REQUIREMENTS | Images are not part of the copy; transcribe all the data exactly.

SUPPLIED INFORMATION |
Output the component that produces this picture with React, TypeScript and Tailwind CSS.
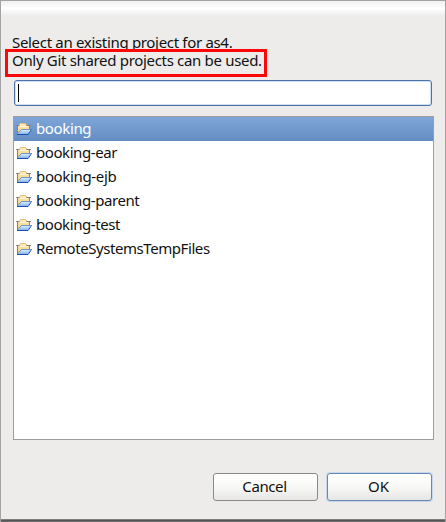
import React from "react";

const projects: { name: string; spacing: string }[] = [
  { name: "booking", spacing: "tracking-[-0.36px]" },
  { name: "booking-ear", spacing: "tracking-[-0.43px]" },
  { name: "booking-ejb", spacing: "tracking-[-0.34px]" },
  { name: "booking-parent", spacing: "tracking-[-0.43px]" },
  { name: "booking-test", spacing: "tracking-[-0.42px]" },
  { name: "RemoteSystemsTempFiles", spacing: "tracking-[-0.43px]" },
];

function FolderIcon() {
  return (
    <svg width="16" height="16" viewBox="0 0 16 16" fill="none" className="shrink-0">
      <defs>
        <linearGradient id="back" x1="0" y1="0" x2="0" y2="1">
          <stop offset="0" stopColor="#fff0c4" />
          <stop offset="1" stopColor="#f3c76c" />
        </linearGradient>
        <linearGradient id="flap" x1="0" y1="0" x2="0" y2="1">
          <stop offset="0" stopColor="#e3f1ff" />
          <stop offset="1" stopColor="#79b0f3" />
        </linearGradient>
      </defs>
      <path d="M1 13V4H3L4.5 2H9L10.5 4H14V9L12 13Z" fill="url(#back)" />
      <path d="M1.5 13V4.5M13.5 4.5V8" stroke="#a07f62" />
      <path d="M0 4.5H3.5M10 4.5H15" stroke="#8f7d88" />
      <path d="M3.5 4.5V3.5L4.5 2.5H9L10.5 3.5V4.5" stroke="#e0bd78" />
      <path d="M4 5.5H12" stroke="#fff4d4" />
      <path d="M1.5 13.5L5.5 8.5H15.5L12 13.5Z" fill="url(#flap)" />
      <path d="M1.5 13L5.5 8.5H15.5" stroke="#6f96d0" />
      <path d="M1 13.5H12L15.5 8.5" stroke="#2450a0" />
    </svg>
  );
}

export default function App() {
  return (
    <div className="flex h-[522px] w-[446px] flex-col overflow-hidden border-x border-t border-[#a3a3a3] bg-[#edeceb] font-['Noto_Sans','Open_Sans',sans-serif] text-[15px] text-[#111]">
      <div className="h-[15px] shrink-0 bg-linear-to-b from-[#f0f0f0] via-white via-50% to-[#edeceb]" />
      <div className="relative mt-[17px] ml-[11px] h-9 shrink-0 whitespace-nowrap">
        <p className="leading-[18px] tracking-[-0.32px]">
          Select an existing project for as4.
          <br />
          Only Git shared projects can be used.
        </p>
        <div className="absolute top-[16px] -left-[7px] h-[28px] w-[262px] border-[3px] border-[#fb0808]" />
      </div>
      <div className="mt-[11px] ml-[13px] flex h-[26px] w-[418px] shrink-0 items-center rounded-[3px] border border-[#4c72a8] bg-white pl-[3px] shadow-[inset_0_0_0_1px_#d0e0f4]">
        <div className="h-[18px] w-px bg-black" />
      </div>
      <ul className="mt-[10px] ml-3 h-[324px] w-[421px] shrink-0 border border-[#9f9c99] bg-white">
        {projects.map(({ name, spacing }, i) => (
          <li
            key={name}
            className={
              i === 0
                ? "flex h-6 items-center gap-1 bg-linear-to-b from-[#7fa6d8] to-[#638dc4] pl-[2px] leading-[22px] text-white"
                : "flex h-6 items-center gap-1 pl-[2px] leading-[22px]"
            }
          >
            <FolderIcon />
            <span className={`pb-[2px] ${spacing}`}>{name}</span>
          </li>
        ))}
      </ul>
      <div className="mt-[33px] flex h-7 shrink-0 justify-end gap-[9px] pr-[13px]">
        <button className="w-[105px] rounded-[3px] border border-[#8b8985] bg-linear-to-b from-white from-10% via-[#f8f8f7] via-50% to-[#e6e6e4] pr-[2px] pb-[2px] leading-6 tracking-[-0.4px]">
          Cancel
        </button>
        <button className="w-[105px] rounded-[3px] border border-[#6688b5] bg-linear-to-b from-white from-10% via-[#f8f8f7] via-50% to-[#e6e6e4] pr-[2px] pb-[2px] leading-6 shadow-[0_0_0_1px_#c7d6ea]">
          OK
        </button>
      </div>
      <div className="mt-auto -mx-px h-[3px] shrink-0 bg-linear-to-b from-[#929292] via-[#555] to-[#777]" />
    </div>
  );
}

ANSWER BELOW |
Output the component that produces this picture with React, TypeScript and Tailwind CSS.
import React from "react";

const projects: { name: string; spacing: string }[] = [
  { name: "booking", spacing: "tracking-[-0.36px]" },
  { name: "booking-ear", spacing: "tracking-[-0.43px]" },
  { name: "booking-ejb", spacing: "tracking-[-0.34px]" },
  { name: "booking-parent", spacing: "tracking-[-0.43px]" },
  { name: "booking-test", spacing: "tracking-[-0.42px]" },
  { name: "RemoteSystemsTempFiles", spacing: "tracking-[-0.43px]" },
];

function FolderIcon() {
  return (
    <svg width="16" height="16" viewBox="0 0 16 16" fill="none" className="shrink-0">
      <defs>
        <linearGradient id="back" x1="0" y1="0" x2="0" y2="1">
          <stop offset="0" stopColor="#fff0c4" />
          <stop offset="1" stopColor="#f3c76c" />
        </linearGradient>
        <linearGradient id="flap" x1="0" y1="0" x2="0" y2="1">
          <stop offset="0" stopColor="#e3f1ff" />
          <stop offset="1" stopColor="#79b0f3" />
        </linearGradient>
      </defs>
      <path d="M1 13V4H3L4.5 2H9L10.5 4H14V9L12 13Z" fill="url(#back)" />
      <path d="M1.5 13V4.5M13.5 4.5V8" stroke="#a07f62" />
      <path d="M0 4.5H3.5M10 4.5H15" stroke="#8f7d88" />
      <path d="M3.5 4.5V3.5L4.5 2.5H9L10.5 3.5V4.5" stroke="#e0bd78" />
      <path d="M4 5.5H12" stroke="#fff4d4" />
      <path d="M1.5 13.5L5.5 8.5H15.5L12 13.5Z" fill="url(#flap)" />
      <path d="M1.5 13L5.5 8.5H15.5" stroke="#6f96d0" />
      <path d="M1 13.5H12L15.5 8.5" stroke="#2450a0" />
    </svg>
  );
}

export default function App() {
  return (
    <div className="flex h-[522px] w-[446px] flex-col overflow-hidden border-x border-t border-[#a3a3a3] bg-[#edeceb] font-['Noto_Sans','Open_Sans',sans-serif] text-[15px] text-[#111]">
      <div className="h-[15px] shrink-0 bg-linear-to-b from-[#f0f0f0] via-white via-50% to-[#edeceb]" />
      <div className="relative mt-[17px] ml-[11px] h-9 shrink-0 whitespace-nowrap">
        <p className="leading-[18px] tracking-[-0.32px]">
          Select an existing project for as4.
          <br />
          Only Git shared projects can be used.
        </p>
        <div className="absolute top-[16px] -left-[7px] h-[28px] w-[262px] border-[3px] border-[#fb0808]" />
      </div>
      <div className="mt-[11px] ml-[13px] flex h-[26px] w-[418px] shrink-0 items-center rounded-[3px] border border-[#4c72a8] bg-white pl-[3px] shadow-[inset_0_0_0_1px_#d0e0f4]">
        <div className="h-[18px] w-px bg-black" />
      </div>
      <ul className="mt-[10px] ml-3 h-[324px] w-[421px] shrink-0 border border-[#9f9c99] bg-white">
        {projects.map(({ name, spacing }, i) => (
          <li
            key={name}
            className={
              i === 0
                ? "flex h-6 items-center gap-1 bg-linear-to-b from-[#7fa6d8] to-[#638dc4] pl-[2px] leading-[22px] text-white"
                : "flex h-6 items-center gap-1 pl-[2px] leading-[22px]"
            }
          >
            <FolderIcon />
            <span className={`pb-[2px] ${spacing}`}>{name}</span>
          </li>
        ))}
      </ul>
      <div className="mt-[33px] flex h-7 shrink-0 justify-end gap-[9px] pr-[13px]">
        <button className="w-[105px] rounded-[3px] border border-[#8b8985] bg-linear-to-b from-white from-10% via-[#f8f8f7] via-50% to-[#e6e6e4] pr-[2px] pb-[2px] leading-6 tracking-[-0.4px]">
          Cancel
        </button>
        <button className="w-[105px] rounded-[3px] border border-[#6688b5] bg-linear-to-b from-white from-10% via-[#f8f8f7] via-50% to-[#e6e6e4] pr-[2px] pb-[2px] leading-6 shadow-[0_0_0_1px_#c7d6ea]">
          OK
        </button>
      </div>
      <div className="mt-auto -mx-px h-[3px] shrink-0 bg-linear-to-b from-[#929292] via-[#555] to-[#777]" />
    </div>
  );
}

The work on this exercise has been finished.